En definitiva, detrás de todas las convocatorias “antifascistas”, el programa distintivo de la Unión Democrática era bien explicado por el diario La Nación:
“Con anterioridad al gobierno surgido del movimiento militar de 1943, se había establecido una armonía entre el capital y el trabajo. En la actualidad el panorama ha cambiado. El gobierno intervino ordenando el alza de las retribuciones, a veces con carácter retroactivo. Al restablecerse la normalidad constitucional con el triunfo de la democracia, habrá necesidad, según ya se ha dicho, de emprender una obra de restauración” (La Nación, 1°/feb/1946).
El diario de los Mitre dejaba las cosas claras: el debate electoral no era otro que el lugar del movimiento obrero y su relación con los capitales. La “restauración” proclamada por La Nación significaba suprimir las conquistas democráticas y sociales otorgadas por Trabajo y Previsión; en cambio, votar a Perón significaba mantenerlas y ratificarlas. Los trabajadores no necesitaban mucho más para decidir su sufragio. Perón, en el cierre de su campaña, se encargó de subrayarlo: “Aquí hay una lucha entre justicia social e injusticia social”.
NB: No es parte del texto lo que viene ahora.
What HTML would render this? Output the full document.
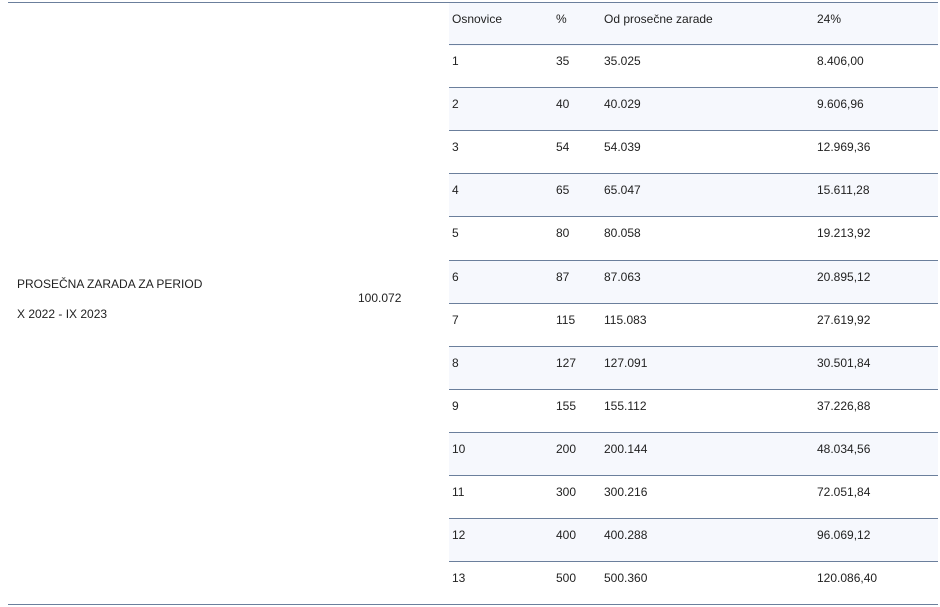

Esto es: por un lado, la Unión Democrática propugnaba el retorno a un movimiento obrero de ilotas; el peronismo, el otorgamiento de ciudadanía a los trabajadores. Nada más. Perón no proponía romper nada que no pudiera pegarse y aseguraba que una mejor retribución de los beneficios del capital podía obtenerse con el único trámite de votar y ganar.
La confianza en el peronismo era la confianza del movimiento obrero en el desarrollo infinito y benévolo del capitalismo, en la posibilidad de que hubiera democracia social sin una política nacional democrática. Esa confianza y esa fórmula sólo podían encontrar sustento en la opulencia que daba la coyuntura internacional.
Cuando no hubiera esa opulencia, como en el 1973/74, sobrevendrían la flexibilización laboral y la Triple A. Pero esas cuestiones, si bien directamente vinculadas con lo aquí tratado, exceden los propósitos de este trabajo.